Still with Matthieu Picantin, Yves Guiraud develops an improvement of the classical Knuth-Bendix completion procedure, called the KGB (for Knuth-Bendix-Garside) completion procedure. The original algorithm tries to compute, from an arbitrary terminating rewriting system, a finite convergent presentation by adding relations to solve confluence issues. Unfortunately, this algorithm fails on standard examples, like most Artin monoids with their usual presentations. The KGB procedure uses the theory of Tietze transformations, together with Garside theory, to also add new generators to the presentation, trying to reach the convergent Garside presentation identified in [9]. The KGB completion procedure is partially implemented in the prototype Rewr, developed by Yves Guiraud and Samuel Mimram.

Foundations and formalisation of higher algebra

Yves Guiraud has started a collaboration with Marcelo Fiore (Univ. Cambridge) on the foundations of higher-dimensional categories, with the aim to define a general notion of polygraphs for various notions of algebraic structures. This is based on seeing higher categories as n-oids in a specific n-oidal category (a category with n monoidal structures with exchange morphisms between them). With that point of view, a good notion of polygraph can be iteratively defined for monoids in any monoidal category with pullbacks, which is a sufficiently general setting for most purposes.
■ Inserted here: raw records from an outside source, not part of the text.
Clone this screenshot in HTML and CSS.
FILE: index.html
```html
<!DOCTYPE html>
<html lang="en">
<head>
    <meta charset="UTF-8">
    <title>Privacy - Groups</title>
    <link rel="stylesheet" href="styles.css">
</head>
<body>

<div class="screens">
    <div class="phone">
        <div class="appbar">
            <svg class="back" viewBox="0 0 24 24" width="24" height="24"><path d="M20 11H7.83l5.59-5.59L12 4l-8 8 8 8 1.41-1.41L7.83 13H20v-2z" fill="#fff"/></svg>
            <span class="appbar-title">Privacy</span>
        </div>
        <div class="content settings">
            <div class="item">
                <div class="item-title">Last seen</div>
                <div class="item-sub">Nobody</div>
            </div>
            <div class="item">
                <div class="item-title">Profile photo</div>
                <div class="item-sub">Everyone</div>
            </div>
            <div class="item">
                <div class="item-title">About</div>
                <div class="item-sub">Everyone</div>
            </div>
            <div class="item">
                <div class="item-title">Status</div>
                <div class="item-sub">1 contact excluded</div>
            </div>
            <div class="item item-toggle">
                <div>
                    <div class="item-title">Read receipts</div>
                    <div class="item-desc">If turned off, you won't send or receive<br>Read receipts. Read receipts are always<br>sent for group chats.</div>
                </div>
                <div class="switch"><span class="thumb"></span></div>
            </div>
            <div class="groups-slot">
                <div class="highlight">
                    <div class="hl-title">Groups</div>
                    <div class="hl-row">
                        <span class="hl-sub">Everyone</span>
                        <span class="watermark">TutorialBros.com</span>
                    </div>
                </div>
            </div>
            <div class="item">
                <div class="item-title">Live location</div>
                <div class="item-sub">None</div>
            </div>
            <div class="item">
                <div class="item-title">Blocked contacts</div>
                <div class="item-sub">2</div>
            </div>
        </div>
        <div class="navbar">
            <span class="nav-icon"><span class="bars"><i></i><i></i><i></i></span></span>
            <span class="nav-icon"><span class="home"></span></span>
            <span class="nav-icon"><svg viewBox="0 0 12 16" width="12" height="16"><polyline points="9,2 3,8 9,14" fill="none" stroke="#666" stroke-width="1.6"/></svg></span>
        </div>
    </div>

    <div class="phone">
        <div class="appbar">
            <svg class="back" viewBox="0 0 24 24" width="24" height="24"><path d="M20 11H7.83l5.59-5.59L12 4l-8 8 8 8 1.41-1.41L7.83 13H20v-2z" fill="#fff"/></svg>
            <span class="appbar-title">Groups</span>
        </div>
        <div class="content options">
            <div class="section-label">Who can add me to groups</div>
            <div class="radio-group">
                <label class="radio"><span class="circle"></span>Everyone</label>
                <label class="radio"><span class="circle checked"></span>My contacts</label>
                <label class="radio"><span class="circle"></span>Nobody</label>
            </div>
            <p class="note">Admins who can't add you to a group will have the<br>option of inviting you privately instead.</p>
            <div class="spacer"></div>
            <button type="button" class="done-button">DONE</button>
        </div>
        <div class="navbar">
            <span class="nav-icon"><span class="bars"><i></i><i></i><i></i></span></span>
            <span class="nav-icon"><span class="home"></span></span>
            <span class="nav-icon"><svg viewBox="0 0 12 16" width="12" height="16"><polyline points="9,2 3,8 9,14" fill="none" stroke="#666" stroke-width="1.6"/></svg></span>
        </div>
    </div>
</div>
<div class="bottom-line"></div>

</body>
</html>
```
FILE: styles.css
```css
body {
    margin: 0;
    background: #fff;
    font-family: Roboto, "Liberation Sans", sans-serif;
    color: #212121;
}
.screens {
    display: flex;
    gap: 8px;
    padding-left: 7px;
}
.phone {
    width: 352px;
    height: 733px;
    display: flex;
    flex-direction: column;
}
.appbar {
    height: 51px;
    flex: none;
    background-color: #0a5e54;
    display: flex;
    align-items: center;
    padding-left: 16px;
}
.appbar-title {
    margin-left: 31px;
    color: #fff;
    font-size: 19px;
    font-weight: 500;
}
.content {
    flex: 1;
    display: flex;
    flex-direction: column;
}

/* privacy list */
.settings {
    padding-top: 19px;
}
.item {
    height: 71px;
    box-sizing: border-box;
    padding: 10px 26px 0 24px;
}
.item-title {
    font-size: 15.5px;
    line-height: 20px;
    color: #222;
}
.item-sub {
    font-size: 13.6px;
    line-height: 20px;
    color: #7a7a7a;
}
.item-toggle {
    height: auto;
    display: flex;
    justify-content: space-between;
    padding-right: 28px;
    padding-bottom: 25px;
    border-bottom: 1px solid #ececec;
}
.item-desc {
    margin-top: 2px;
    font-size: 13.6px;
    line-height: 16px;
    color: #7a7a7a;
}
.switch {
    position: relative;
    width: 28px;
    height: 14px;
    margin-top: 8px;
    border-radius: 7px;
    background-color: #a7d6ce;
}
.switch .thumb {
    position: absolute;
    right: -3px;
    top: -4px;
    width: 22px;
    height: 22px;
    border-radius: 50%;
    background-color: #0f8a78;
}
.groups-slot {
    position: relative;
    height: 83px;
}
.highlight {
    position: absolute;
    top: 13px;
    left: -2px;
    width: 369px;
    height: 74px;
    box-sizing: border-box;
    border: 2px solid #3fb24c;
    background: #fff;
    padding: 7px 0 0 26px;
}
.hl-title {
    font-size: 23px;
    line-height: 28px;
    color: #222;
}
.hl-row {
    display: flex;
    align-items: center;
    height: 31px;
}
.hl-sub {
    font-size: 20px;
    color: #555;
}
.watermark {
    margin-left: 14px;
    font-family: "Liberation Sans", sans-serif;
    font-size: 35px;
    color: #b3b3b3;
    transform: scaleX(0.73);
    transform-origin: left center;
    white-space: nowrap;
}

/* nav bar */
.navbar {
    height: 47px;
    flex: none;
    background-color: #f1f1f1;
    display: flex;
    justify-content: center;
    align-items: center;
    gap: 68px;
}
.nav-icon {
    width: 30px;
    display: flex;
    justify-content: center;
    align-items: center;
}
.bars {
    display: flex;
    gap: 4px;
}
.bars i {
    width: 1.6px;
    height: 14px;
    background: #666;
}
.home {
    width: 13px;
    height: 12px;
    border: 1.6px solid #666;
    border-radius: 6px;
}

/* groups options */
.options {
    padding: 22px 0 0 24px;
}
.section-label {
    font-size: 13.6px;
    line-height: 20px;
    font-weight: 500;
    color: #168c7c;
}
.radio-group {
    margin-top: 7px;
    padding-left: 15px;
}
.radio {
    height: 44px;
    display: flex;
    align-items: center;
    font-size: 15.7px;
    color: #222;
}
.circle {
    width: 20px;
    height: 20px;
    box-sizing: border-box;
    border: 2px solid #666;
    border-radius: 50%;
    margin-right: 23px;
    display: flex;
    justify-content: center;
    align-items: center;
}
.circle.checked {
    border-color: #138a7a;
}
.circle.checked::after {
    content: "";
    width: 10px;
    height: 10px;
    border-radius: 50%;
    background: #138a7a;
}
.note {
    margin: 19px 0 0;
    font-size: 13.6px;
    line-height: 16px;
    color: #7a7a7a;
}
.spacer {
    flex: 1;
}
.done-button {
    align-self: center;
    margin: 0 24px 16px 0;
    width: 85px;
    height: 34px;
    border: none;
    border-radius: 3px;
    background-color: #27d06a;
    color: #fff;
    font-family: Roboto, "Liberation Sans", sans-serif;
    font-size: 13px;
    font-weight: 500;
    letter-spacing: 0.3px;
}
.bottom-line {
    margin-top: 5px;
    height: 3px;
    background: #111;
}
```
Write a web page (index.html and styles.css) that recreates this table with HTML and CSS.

Eric Finster, Yves Guiraud and Matthieu Sozeau have started to explore the links between combinatorial higher algebra and homotopy type theory, two domains that describe computations with a homotopical point of view. Their first goal is to formalise the rewriting methods of [12] and [10] in homotopy type theory, establishing a first deep connection between the two fields. This direction will be explored further by Antoine Allioux, a PhD student co-directed by Guiraud and Sozeau, starting in February 2018.